* Begin *

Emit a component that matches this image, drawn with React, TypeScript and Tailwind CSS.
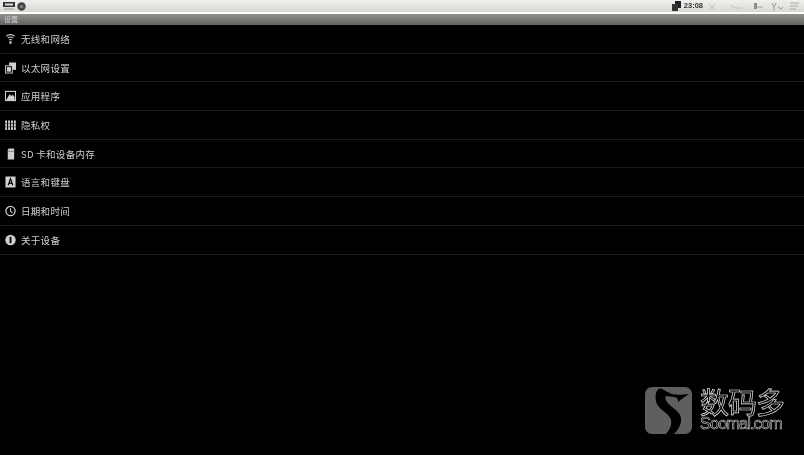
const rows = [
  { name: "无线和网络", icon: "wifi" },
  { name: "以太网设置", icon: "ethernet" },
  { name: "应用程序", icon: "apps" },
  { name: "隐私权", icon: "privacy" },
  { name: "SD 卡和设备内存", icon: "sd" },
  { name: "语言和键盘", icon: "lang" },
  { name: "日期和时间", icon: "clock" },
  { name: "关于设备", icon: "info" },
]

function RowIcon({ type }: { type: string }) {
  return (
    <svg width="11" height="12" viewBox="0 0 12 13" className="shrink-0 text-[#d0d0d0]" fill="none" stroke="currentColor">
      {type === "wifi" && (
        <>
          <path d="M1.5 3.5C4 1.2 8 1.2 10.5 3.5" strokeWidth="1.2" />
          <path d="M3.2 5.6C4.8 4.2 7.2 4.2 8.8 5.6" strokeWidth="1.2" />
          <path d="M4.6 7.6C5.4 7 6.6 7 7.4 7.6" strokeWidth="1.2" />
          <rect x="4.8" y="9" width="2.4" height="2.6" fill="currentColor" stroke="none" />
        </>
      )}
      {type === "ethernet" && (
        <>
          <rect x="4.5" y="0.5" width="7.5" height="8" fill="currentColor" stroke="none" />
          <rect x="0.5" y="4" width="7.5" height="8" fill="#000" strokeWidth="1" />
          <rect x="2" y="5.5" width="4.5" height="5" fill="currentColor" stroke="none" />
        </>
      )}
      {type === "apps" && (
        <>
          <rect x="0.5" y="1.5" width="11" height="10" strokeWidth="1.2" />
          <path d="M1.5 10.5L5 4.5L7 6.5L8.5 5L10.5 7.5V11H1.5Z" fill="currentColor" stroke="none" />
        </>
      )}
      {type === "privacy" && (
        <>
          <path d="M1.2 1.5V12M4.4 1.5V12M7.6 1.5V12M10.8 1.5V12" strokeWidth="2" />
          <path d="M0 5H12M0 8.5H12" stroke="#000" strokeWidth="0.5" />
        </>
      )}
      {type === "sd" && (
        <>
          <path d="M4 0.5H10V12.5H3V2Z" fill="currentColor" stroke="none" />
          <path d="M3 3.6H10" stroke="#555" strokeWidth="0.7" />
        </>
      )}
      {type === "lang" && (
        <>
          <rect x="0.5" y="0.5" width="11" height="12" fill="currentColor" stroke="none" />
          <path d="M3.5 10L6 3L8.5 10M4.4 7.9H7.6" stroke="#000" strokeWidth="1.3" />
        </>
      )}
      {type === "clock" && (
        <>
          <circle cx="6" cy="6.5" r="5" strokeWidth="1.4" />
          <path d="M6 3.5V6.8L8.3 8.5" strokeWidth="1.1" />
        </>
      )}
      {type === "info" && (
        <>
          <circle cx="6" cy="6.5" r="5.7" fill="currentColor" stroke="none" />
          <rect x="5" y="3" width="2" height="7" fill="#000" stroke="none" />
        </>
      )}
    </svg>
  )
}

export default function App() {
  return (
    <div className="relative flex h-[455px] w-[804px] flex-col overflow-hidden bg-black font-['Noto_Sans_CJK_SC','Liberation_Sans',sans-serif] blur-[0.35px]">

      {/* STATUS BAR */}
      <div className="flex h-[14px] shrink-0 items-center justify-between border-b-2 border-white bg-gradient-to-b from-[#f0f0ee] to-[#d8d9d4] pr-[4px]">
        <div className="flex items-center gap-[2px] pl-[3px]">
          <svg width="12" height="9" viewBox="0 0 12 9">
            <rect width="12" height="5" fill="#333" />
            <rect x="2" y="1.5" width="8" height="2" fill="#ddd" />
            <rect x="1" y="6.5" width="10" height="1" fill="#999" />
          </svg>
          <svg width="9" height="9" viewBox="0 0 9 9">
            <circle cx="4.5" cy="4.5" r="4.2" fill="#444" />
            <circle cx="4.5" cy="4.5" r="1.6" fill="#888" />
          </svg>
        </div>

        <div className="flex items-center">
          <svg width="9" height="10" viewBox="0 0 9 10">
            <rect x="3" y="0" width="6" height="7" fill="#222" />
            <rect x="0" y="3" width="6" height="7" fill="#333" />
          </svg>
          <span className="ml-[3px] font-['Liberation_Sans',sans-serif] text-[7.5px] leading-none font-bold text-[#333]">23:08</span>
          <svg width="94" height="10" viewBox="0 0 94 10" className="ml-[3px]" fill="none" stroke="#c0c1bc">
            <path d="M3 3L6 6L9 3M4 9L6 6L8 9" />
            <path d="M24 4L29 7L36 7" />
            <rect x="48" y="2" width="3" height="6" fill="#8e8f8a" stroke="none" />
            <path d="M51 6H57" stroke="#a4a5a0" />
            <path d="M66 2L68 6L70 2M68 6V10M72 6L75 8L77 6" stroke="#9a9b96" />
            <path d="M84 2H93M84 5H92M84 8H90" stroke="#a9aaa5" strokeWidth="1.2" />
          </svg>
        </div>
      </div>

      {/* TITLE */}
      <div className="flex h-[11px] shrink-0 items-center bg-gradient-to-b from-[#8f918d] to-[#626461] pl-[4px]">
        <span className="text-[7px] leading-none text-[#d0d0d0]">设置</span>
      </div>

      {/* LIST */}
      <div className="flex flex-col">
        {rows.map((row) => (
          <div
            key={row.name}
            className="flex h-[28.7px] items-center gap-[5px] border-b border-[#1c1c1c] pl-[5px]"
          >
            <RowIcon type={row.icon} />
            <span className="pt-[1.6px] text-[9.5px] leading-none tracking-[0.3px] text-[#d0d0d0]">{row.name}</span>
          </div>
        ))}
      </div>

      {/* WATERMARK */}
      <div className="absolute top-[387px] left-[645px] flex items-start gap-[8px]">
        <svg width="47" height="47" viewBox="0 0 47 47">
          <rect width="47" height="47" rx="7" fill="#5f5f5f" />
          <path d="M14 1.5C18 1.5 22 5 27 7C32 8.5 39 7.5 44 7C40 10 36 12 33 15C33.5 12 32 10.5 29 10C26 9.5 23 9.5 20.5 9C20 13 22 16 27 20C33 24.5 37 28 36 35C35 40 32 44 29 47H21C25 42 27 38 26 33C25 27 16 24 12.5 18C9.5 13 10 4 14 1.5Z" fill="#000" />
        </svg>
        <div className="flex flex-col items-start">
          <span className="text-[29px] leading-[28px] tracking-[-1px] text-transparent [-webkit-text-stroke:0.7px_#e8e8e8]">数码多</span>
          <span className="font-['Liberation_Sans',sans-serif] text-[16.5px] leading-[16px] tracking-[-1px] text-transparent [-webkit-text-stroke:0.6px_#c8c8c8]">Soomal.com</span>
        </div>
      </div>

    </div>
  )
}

* End *

→ WRITTEN EXERCISE: Reproduce the full material exactly, excluding the pictures.

→ SOLUTION FOR THIS EXERCISE:
Emit a component that matches this image, drawn with React, TypeScript and Tailwind CSS.
const rows = [
  { name: "无线和网络", icon: "wifi" },
  { name: "以太网设置", icon: "ethernet" },
  { name: "应用程序", icon: "apps" },
  { name: "隐私权", icon: "privacy" },
  { name: "SD 卡和设备内存", icon: "sd" },
  { name: "语言和键盘", icon: "lang" },
  { name: "日期和时间", icon: "clock" },
  { name: "关于设备", icon: "info" },
]

function RowIcon({ type }: { type: string }) {
  return (
    <svg width="11" height="12" viewBox="0 0 12 13" className="shrink-0 text-[#d0d0d0]" fill="none" stroke="currentColor">
      {type === "wifi" && (
        <>
          <path d="M1.5 3.5C4 1.2 8 1.2 10.5 3.5" strokeWidth="1.2" />
          <path d="M3.2 5.6C4.8 4.2 7.2 4.2 8.8 5.6" strokeWidth="1.2" />
          <path d="M4.6 7.6C5.4 7 6.6 7 7.4 7.6" strokeWidth="1.2" />
          <rect x="4.8" y="9" width="2.4" height="2.6" fill="currentColor" stroke="none" />
        </>
      )}
      {type === "ethernet" && (
        <>
          <rect x="4.5" y="0.5" width="7.5" height="8" fill="currentColor" stroke="none" />
          <rect x="0.5" y="4" width="7.5" height="8" fill="#000" strokeWidth="1" />
          <rect x="2" y="5.5" width="4.5" height="5" fill="currentColor" stroke="none" />
        </>
      )}
      {type === "apps" && (
        <>
          <rect x="0.5" y="1.5" width="11" height="10" strokeWidth="1.2" />
          <path d="M1.5 10.5L5 4.5L7 6.5L8.5 5L10.5 7.5V11H1.5Z" fill="currentColor" stroke="none" />
        </>
      )}
      {type === "privacy" && (
        <>
          <path d="M1.2 1.5V12M4.4 1.5V12M7.6 1.5V12M10.8 1.5V12" strokeWidth="2" />
          <path d="M0 5H12M0 8.5H12" stroke="#000" strokeWidth="0.5" />
        </>
      )}
      {type === "sd" && (
        <>
          <path d="M4 0.5H10V12.5H3V2Z" fill="currentColor" stroke="none" />
          <path d="M3 3.6H10" stroke="#555" strokeWidth="0.7" />
        </>
      )}
      {type === "lang" && (
        <>
          <rect x="0.5" y="0.5" width="11" height="12" fill="currentColor" stroke="none" />
          <path d="M3.5 10L6 3L8.5 10M4.4 7.9H7.6" stroke="#000" strokeWidth="1.3" />
        </>
      )}
      {type === "clock" && (
        <>
          <circle cx="6" cy="6.5" r="5" strokeWidth="1.4" />
          <path d="M6 3.5V6.8L8.3 8.5" strokeWidth="1.1" />
        </>
      )}
      {type === "info" && (
        <>
          <circle cx="6" cy="6.5" r="5.7" fill="currentColor" stroke="none" />
          <rect x="5" y="3" width="2" height="7" fill="#000" stroke="none" />
        </>
      )}
    </svg>
  )
}

export default function App() {
  return (
    <div className="relative flex h-[455px] w-[804px] flex-col overflow-hidden bg-black font-['Noto_Sans_CJK_SC','Liberation_Sans',sans-serif] blur-[0.35px]">

      {/* STATUS BAR */}
      <div className="flex h-[14px] shrink-0 items-center justify-between border-b-2 border-white bg-gradient-to-b from-[#f0f0ee] to-[#d8d9d4] pr-[4px]">
        <div className="flex items-center gap-[2px] pl-[3px]">
          <svg width="12" height="9" viewBox="0 0 12 9">
            <rect width="12" height="5" fill="#333" />
            <rect x="2" y="1.5" width="8" height="2" fill="#ddd" />
            <rect x="1" y="6.5" width="10" height="1" fill="#999" />
          </svg>
          <svg width="9" height="9" viewBox="0 0 9 9">
            <circle cx="4.5" cy="4.5" r="4.2" fill="#444" />
            <circle cx="4.5" cy="4.5" r="1.6" fill="#888" />
          </svg>
        </div>

        <div className="flex items-center">
          <svg width="9" height="10" viewBox="0 0 9 10">
            <rect x="3" y="0" width="6" height="7" fill="#222" />
            <rect x="0" y="3" width="6" height="7" fill="#333" />
          </svg>
          <span className="ml-[3px] font-['Liberation_Sans',sans-serif] text-[7.5px] leading-none font-bold text-[#333]">23:08</span>
          <svg width="94" height="10" viewBox="0 0 94 10" className="ml-[3px]" fill="none" stroke="#c0c1bc">
            <path d="M3 3L6 6L9 3M4 9L6 6L8 9" />
            <path d="M24 4L29 7L36 7" />
            <rect x="48" y="2" width="3" height="6" fill="#8e8f8a" stroke="none" />
            <path d="M51 6H57" stroke="#a4a5a0" />
            <path d="M66 2L68 6L70 2M68 6V10M72 6L75 8L77 6" stroke="#9a9b96" />
            <path d="M84 2H93M84 5H92M84 8H90" stroke="#a9aaa5" strokeWidth="1.2" />
          </svg>
        </div>
      </div>

      {/* TITLE */}
      <div className="flex h-[11px] shrink-0 items-center bg-gradient-to-b from-[#8f918d] to-[#626461] pl-[4px]">
        <span className="text-[7px] leading-none text-[#d0d0d0]">设置</span>
      </div>

      {/* LIST */}
      <div className="flex flex-col">
        {rows.map((row) => (
          <div
            key={row.name}
            className="flex h-[28.7px] items-center gap-[5px] border-b border-[#1c1c1c] pl-[5px]"
          >
            <RowIcon type={row.icon} />
            <span className="pt-[1.6px] text-[9.5px] leading-none tracking-[0.3px] text-[#d0d0d0]">{row.name}</span>
          </div>
        ))}
      </div>

      {/* WATERMARK */}
      <div className="absolute top-[387px] left-[645px] flex items-start gap-[8px]">
        <svg width="47" height="47" viewBox="0 0 47 47">
          <rect width="47" height="47" rx="7" fill="#5f5f5f" />
          <path d="M14 1.5C18 1.5 22 5 27 7C32 8.5 39 7.5 44 7C40 10 36 12 33 15C33.5 12 32 10.5 29 10C26 9.5 23 9.5 20.5 9C20 13 22 16 27 20C33 24.5 37 28 36 35C35 40 32 44 29 47H21C25 42 27 38 26 33C25 27 16 24 12.5 18C9.5 13 10 4 14 1.5Z" fill="#000" />
        </svg>
        <div className="flex flex-col items-start">
          <span className="text-[29px] leading-[28px] tracking-[-1px] text-transparent [-webkit-text-stroke:0.7px_#e8e8e8]">数码多</span>
          <span className="font-['Liberation_Sans',sans-serif] text-[16.5px] leading-[16px] tracking-[-1px] text-transparent [-webkit-text-stroke:0.6px_#c8c8c8]">Soomal.com</span>
        </div>
      </div>

    </div>
  )
}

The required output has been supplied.